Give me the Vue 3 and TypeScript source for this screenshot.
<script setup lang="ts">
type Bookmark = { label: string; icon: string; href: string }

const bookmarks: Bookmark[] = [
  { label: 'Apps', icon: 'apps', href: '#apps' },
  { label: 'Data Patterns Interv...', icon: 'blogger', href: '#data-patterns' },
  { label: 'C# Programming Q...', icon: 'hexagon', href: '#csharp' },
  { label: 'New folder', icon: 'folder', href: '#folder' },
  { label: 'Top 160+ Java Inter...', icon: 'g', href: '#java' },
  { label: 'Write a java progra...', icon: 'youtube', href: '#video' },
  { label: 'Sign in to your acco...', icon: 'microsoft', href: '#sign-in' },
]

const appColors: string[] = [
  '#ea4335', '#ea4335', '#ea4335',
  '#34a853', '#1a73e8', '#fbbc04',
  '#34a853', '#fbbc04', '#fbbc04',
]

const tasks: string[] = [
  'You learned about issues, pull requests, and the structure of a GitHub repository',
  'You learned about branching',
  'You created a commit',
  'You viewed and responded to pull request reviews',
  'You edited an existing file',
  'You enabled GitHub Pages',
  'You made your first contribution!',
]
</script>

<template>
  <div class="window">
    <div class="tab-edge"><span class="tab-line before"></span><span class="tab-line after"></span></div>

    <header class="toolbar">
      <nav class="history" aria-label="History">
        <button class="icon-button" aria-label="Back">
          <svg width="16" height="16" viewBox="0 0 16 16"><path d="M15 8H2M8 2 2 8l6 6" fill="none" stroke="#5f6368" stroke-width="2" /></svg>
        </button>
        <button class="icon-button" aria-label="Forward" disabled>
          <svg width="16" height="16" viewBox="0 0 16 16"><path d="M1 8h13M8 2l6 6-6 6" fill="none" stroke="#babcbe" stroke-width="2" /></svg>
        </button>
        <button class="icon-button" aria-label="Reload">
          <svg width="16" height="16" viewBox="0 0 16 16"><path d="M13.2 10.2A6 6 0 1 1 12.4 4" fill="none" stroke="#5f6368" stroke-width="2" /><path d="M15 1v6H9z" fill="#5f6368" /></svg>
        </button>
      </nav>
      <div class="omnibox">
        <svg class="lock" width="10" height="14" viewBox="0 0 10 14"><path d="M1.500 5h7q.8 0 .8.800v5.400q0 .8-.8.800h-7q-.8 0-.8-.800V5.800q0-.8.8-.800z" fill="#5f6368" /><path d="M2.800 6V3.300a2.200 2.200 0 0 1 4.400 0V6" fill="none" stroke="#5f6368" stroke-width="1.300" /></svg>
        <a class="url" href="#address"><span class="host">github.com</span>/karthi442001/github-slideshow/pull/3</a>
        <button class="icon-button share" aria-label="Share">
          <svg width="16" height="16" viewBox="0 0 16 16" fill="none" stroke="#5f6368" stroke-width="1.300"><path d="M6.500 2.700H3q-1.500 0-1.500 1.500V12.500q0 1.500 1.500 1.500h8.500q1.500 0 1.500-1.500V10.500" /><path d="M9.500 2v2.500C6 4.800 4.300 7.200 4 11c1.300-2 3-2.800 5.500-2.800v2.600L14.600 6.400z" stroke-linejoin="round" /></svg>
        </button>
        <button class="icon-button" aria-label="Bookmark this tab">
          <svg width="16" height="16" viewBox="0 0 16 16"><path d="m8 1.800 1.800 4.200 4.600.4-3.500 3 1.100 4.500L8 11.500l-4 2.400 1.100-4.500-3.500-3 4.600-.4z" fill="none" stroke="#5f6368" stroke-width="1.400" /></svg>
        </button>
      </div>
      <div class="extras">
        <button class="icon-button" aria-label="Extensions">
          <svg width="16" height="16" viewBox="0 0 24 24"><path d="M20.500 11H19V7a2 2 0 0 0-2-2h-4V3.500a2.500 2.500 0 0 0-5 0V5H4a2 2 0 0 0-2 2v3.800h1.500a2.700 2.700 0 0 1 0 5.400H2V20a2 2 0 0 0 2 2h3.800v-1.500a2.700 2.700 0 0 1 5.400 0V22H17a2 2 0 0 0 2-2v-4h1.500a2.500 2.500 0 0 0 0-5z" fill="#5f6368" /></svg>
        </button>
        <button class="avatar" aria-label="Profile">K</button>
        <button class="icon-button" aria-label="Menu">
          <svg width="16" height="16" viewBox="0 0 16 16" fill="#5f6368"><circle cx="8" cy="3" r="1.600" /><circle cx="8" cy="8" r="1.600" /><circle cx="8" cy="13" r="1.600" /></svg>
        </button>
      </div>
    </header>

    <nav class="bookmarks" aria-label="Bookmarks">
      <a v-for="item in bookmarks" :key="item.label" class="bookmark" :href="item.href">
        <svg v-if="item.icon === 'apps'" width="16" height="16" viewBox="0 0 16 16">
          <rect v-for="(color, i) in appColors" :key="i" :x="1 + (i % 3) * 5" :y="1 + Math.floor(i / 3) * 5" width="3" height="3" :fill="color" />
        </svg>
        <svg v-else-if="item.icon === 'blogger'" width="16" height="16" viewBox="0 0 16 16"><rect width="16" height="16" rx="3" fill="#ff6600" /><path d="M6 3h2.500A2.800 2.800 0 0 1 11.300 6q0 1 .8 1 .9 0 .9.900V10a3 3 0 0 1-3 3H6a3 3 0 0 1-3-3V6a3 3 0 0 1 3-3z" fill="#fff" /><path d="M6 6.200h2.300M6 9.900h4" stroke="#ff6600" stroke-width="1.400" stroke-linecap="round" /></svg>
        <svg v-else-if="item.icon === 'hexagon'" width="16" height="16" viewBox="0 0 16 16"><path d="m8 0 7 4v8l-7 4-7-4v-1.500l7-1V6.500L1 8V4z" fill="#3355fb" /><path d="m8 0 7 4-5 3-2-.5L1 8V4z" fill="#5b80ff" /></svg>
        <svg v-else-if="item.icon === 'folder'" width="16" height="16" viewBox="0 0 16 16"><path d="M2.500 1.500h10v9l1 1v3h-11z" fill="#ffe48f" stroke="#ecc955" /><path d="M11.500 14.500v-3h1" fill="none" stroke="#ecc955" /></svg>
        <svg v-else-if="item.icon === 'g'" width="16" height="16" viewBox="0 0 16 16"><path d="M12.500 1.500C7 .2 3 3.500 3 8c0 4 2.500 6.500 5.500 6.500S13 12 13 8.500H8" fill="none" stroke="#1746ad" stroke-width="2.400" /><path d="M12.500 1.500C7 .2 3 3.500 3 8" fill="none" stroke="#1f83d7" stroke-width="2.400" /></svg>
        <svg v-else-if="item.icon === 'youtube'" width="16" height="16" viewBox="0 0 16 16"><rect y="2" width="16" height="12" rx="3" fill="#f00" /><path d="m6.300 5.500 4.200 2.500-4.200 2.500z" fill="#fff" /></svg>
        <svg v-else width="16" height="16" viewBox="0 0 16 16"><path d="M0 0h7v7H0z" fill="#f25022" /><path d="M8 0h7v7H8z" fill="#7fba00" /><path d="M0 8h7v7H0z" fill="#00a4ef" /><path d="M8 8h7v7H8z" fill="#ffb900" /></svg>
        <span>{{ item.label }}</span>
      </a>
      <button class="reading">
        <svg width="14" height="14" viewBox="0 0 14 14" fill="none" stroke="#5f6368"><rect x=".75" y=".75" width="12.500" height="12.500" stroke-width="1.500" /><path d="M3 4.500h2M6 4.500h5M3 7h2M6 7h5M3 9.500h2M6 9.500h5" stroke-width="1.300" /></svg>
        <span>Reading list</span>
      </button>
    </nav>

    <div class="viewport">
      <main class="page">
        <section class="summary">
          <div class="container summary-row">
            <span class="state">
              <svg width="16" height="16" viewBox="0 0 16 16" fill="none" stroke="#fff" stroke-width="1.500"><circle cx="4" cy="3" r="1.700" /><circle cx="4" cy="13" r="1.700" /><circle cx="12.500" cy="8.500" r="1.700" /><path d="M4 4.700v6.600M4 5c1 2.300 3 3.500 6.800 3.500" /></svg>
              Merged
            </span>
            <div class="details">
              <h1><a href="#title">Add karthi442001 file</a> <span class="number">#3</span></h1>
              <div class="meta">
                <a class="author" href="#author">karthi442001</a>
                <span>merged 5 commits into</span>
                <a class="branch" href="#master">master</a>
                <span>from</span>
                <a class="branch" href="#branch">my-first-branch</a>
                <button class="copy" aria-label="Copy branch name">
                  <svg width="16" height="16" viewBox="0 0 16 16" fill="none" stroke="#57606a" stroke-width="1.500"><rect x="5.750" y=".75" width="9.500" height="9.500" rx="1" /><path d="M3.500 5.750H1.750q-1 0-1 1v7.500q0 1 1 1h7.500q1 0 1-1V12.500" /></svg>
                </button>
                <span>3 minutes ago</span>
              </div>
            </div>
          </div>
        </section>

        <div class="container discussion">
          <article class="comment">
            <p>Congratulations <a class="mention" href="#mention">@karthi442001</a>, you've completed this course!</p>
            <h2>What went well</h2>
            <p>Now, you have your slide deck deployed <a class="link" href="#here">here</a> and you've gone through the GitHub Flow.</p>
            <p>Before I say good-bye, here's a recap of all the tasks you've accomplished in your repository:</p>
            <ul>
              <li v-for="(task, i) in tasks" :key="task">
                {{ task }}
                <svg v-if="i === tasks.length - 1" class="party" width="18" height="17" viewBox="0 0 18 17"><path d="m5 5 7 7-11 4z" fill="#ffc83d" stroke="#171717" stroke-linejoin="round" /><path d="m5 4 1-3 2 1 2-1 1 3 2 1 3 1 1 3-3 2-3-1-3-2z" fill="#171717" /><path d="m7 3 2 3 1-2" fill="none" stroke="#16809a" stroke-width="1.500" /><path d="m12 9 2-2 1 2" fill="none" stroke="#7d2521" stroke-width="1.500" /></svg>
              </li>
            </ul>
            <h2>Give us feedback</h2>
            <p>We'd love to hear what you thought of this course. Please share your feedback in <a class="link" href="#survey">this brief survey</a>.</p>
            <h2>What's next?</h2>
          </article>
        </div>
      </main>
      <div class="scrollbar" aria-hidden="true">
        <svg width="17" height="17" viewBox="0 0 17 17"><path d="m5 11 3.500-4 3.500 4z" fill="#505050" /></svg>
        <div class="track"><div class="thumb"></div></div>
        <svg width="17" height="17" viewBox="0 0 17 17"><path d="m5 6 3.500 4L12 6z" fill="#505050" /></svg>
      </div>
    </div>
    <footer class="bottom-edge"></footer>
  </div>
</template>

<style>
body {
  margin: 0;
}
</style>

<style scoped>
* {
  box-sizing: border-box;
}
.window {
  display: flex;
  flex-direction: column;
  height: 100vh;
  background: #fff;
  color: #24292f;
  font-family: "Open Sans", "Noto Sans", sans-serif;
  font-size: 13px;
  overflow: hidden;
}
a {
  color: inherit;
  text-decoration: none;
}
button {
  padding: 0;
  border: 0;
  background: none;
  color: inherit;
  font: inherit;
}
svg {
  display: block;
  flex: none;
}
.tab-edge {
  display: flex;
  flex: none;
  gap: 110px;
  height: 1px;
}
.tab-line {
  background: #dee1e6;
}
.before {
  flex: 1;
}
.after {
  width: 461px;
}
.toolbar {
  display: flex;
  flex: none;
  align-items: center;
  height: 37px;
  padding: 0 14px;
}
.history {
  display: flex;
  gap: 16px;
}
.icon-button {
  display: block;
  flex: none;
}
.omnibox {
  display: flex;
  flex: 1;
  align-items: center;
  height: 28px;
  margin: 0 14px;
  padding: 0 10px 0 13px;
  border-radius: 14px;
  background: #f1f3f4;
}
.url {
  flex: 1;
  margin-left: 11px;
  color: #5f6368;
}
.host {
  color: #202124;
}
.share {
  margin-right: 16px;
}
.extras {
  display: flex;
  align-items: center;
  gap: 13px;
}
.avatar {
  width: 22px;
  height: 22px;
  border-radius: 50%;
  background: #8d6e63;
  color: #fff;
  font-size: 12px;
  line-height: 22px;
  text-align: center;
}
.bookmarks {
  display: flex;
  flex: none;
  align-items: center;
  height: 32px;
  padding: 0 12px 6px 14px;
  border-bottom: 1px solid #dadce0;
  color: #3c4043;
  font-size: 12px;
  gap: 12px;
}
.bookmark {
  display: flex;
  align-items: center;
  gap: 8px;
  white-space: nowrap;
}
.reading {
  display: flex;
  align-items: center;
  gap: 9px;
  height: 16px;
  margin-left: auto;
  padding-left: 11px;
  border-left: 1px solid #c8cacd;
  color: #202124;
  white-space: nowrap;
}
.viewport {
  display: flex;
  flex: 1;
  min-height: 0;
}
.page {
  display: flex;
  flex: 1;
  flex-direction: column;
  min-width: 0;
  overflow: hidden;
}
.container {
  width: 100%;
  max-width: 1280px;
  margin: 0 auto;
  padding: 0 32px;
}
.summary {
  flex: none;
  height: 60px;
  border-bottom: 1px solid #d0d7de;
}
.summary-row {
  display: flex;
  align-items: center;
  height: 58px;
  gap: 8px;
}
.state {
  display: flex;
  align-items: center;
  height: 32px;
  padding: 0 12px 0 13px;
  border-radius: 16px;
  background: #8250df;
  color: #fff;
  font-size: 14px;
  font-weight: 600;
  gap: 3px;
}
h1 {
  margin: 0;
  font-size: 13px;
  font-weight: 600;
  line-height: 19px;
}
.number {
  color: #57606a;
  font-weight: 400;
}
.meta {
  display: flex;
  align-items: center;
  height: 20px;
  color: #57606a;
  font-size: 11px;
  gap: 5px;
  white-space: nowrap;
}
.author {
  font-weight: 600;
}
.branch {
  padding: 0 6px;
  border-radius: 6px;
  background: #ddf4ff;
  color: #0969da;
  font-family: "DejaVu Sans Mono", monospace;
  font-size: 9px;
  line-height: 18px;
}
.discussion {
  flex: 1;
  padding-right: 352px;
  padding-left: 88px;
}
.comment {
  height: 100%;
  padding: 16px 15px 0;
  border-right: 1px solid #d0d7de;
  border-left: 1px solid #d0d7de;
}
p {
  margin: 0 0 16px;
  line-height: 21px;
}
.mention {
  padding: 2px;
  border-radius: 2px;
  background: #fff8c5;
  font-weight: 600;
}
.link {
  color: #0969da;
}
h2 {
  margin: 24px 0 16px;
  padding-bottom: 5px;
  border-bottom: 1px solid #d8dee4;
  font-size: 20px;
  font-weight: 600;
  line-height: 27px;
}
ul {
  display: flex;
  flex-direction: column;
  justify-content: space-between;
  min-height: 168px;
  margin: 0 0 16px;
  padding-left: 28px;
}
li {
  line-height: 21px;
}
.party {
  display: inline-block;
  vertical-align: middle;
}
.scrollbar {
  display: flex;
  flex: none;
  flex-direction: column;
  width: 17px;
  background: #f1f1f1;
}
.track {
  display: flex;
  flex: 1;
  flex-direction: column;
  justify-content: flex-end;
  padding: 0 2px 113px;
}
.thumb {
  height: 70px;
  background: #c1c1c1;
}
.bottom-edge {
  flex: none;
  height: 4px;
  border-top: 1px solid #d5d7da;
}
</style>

◇ ◇ ◇ ◇ ◇ ◇ ◇

Instructions for the task =
Return exactly the leading lines of the listing, stopping after the line in which "string; icon: string;" occurs.

Full answer =
Give me the Vue 3 and TypeScript source for this screenshot.
<script setup lang="ts">
type Bookmark = { label: string; icon: string; href: string }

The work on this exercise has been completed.